▶ [EXERCISE PROMPT] Scan the material and copy every line in which "that" appears.

=-=-=-=-=

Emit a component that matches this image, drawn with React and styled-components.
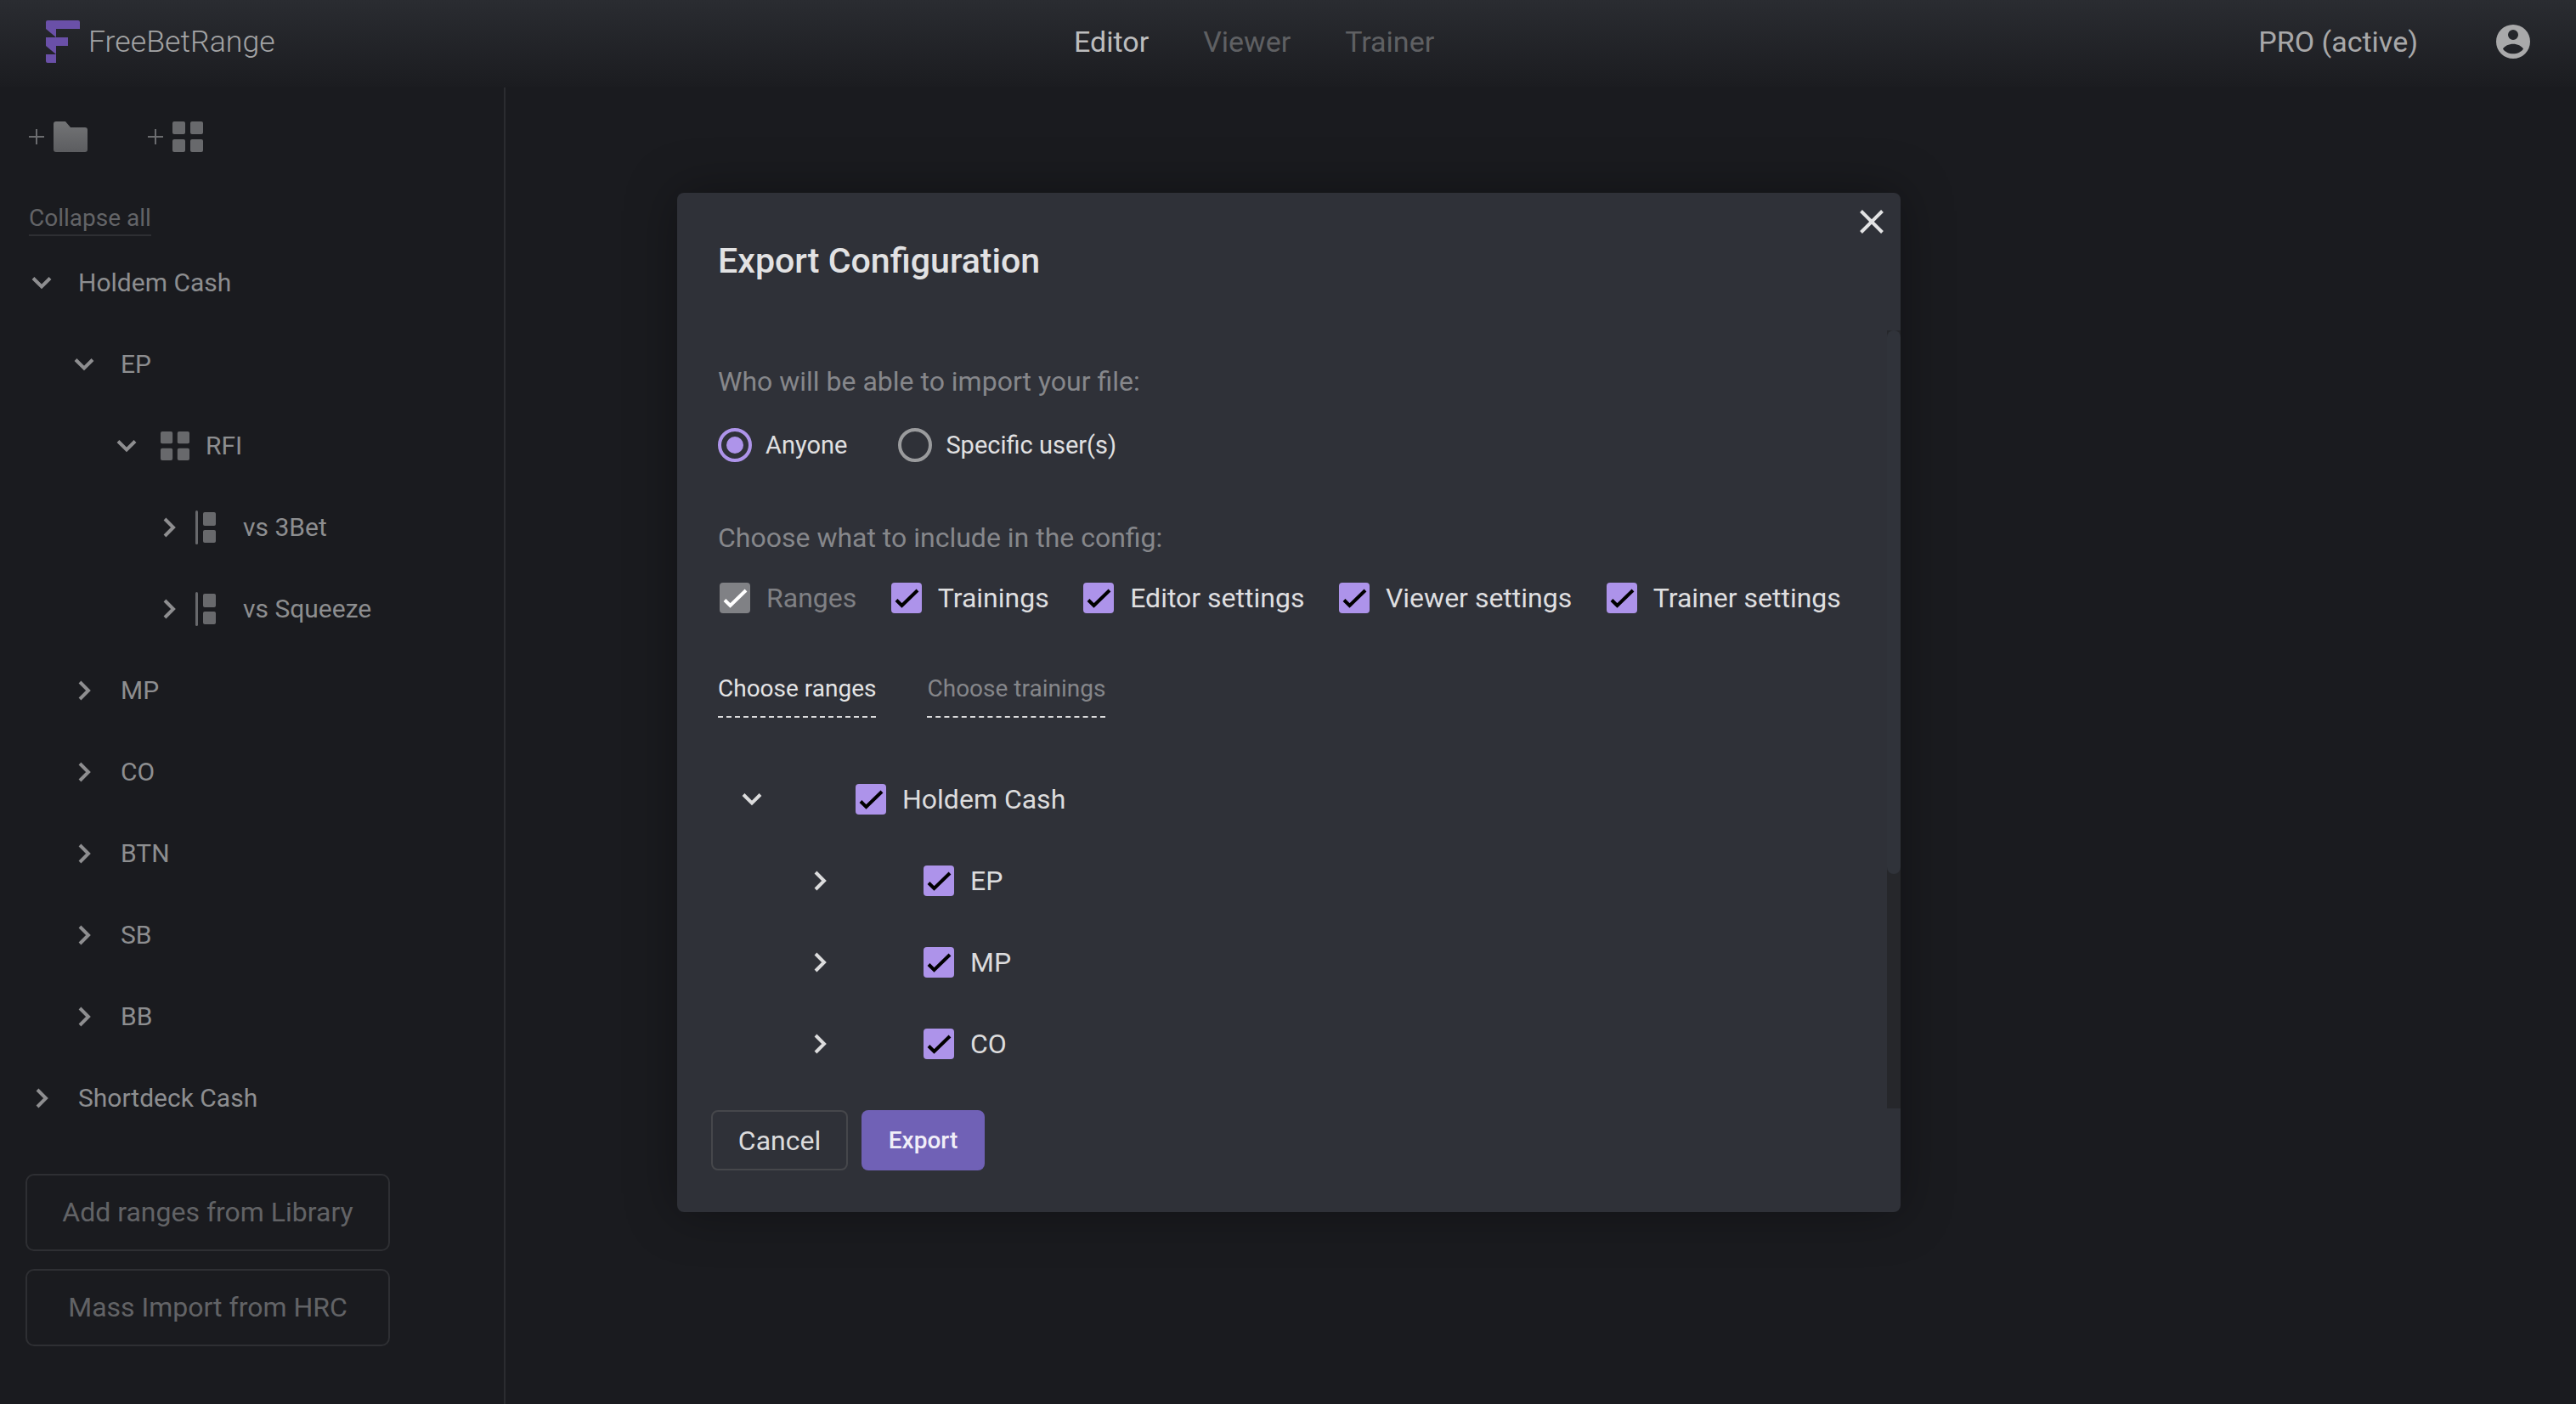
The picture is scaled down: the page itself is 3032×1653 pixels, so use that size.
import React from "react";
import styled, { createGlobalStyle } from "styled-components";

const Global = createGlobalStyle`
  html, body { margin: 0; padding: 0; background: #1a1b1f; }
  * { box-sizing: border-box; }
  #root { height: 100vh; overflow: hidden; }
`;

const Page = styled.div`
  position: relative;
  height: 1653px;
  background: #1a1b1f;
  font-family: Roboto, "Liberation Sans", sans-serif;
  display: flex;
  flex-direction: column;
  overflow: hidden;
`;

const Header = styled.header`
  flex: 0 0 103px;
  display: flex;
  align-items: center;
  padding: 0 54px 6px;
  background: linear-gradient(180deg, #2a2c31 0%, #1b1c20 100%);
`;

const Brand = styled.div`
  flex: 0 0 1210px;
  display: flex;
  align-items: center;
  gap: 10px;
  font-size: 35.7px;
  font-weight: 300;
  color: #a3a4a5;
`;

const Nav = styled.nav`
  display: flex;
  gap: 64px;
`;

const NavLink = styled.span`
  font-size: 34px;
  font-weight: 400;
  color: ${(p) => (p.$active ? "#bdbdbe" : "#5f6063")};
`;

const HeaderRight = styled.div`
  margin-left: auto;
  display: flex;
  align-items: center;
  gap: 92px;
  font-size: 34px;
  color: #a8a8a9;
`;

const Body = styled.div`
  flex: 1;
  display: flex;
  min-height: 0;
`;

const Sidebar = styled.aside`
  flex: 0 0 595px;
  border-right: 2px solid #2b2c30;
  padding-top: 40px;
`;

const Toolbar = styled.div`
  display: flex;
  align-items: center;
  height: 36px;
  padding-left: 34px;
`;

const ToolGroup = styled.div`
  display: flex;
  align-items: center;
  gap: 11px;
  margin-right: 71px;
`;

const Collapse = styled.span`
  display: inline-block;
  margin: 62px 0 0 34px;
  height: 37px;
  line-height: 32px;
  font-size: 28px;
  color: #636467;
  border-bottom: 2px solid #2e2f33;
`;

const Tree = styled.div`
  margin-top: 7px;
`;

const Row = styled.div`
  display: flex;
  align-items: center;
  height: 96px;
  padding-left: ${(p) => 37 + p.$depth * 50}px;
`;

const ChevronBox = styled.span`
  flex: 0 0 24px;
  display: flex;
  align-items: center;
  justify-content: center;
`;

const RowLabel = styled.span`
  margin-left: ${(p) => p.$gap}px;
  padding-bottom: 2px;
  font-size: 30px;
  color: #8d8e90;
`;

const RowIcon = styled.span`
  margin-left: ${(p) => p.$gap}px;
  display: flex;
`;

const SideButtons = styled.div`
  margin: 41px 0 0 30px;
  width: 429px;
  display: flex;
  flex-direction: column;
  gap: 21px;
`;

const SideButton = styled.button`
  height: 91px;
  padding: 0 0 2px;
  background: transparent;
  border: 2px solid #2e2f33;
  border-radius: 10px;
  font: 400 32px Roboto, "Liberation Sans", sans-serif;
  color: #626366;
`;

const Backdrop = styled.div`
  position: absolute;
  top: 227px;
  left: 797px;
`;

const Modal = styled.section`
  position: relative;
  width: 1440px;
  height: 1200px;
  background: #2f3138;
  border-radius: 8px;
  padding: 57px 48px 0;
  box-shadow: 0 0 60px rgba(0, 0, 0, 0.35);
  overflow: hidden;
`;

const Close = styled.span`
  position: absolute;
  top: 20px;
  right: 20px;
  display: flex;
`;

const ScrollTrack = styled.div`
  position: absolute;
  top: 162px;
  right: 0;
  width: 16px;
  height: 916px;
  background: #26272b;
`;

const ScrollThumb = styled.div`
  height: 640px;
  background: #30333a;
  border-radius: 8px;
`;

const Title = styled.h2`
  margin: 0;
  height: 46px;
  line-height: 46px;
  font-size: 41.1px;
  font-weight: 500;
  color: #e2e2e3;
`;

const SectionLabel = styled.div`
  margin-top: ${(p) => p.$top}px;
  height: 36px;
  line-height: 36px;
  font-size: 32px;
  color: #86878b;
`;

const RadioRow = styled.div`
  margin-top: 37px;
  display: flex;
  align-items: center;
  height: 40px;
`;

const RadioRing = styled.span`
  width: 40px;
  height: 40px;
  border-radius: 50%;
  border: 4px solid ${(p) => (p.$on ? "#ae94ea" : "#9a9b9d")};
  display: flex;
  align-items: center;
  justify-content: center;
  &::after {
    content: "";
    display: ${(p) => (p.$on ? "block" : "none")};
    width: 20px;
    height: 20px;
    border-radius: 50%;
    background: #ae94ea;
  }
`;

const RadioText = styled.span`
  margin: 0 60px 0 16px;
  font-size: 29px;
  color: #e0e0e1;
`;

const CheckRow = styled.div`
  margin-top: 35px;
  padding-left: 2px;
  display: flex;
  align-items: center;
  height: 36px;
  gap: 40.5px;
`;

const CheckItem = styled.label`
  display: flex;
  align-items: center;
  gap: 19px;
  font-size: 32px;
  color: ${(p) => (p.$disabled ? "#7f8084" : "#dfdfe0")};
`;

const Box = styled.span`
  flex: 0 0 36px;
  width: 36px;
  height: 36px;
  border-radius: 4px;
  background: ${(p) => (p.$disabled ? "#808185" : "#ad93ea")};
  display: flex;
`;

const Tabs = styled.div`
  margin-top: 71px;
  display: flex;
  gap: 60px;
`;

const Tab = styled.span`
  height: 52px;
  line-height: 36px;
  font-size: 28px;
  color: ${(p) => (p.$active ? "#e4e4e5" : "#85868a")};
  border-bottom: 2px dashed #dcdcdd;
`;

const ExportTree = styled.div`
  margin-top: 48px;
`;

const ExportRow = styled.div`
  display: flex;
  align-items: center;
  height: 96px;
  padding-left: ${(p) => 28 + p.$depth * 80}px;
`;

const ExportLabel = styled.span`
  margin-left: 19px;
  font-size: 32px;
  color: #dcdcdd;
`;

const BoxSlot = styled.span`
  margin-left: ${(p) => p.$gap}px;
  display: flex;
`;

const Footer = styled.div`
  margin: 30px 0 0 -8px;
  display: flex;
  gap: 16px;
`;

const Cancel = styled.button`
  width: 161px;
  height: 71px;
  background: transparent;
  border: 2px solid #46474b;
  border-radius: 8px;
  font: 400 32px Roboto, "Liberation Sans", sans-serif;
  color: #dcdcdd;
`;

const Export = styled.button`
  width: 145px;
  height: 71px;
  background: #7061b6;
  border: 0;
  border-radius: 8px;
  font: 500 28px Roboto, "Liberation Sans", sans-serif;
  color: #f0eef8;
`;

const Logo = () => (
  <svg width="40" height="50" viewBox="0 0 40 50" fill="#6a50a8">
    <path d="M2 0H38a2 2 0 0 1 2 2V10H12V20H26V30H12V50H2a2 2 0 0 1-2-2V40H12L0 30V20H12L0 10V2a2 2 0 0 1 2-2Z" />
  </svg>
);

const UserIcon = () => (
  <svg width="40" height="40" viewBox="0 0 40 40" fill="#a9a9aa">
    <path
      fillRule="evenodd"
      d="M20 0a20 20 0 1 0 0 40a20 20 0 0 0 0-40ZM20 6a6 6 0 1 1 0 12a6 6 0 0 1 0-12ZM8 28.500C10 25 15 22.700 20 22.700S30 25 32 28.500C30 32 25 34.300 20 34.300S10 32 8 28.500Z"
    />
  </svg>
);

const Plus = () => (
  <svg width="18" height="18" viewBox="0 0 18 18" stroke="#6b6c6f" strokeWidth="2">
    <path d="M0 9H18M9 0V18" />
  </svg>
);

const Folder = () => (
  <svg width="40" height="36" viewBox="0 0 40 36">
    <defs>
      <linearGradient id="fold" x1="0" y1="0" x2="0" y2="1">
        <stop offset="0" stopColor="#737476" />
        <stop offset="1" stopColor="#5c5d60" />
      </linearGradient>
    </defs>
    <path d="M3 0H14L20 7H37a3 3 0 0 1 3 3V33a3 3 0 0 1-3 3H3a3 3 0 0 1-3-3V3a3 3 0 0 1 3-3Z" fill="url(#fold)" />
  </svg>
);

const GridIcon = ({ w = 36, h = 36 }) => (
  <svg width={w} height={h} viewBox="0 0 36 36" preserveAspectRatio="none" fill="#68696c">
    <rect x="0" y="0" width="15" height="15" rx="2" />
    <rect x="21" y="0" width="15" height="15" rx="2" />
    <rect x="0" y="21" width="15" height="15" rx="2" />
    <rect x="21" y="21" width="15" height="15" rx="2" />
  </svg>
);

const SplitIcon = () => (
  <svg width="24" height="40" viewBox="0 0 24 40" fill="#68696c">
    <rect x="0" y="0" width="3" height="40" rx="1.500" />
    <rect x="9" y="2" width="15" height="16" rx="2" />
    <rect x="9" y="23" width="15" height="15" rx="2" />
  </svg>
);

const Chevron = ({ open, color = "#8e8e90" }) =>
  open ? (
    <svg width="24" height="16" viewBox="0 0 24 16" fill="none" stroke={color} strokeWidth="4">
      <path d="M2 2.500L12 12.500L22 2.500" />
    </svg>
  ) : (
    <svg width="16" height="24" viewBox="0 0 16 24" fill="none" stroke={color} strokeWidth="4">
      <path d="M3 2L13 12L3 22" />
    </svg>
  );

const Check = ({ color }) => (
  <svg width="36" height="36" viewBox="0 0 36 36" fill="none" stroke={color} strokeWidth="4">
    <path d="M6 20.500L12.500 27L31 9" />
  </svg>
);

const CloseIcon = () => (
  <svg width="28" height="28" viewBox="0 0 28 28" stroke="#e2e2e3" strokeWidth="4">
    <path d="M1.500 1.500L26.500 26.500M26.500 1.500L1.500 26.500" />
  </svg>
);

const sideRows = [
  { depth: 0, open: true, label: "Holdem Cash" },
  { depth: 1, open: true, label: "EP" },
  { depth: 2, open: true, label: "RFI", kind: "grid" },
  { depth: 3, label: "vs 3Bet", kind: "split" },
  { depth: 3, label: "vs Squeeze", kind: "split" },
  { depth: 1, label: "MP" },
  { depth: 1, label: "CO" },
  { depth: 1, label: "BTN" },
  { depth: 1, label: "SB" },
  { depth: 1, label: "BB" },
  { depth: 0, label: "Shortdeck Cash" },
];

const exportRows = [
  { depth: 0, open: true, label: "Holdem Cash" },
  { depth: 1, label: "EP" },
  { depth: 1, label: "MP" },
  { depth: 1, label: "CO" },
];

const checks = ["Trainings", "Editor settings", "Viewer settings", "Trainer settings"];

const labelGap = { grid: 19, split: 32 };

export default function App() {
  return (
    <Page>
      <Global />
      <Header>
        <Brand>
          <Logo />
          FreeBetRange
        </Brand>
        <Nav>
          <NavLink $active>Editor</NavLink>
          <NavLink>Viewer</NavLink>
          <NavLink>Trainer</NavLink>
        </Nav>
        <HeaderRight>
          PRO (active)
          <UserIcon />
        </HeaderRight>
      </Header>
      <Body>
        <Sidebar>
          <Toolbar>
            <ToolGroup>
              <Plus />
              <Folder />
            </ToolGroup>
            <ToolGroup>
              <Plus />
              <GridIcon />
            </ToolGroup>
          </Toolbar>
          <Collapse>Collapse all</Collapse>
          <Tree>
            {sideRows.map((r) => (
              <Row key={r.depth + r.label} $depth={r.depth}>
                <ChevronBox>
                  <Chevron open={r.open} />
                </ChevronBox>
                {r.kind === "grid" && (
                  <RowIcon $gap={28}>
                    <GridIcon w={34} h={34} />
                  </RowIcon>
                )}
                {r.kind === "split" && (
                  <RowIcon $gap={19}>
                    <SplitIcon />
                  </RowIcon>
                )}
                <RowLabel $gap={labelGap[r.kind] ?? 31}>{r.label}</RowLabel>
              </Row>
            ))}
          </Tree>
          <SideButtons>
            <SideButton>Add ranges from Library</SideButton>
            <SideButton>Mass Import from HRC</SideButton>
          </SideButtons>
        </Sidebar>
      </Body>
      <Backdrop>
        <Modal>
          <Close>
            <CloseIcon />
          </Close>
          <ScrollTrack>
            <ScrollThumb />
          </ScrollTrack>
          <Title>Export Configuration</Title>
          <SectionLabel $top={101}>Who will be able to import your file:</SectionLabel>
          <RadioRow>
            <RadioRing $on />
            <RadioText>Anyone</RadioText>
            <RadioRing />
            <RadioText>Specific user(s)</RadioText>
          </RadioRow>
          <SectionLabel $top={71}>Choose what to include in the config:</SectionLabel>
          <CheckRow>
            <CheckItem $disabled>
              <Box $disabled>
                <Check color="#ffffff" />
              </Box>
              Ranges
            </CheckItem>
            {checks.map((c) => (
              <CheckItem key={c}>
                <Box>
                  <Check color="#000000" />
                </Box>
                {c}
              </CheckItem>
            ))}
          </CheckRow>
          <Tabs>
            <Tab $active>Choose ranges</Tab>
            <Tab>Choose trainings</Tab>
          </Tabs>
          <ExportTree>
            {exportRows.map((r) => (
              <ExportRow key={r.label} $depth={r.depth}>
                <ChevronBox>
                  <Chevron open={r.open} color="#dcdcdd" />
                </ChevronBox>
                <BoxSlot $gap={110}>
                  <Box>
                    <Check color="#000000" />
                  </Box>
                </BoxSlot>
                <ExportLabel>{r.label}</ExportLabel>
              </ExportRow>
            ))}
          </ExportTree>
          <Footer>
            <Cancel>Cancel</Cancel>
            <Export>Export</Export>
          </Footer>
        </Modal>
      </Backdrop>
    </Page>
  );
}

=-=-=-=-=

▶ [FINAL RESULT]
Emit a component that matches this image, drawn with React and styled-components.
The picture is scaled down: the page itself is 3032×1653 pixels, so use that size.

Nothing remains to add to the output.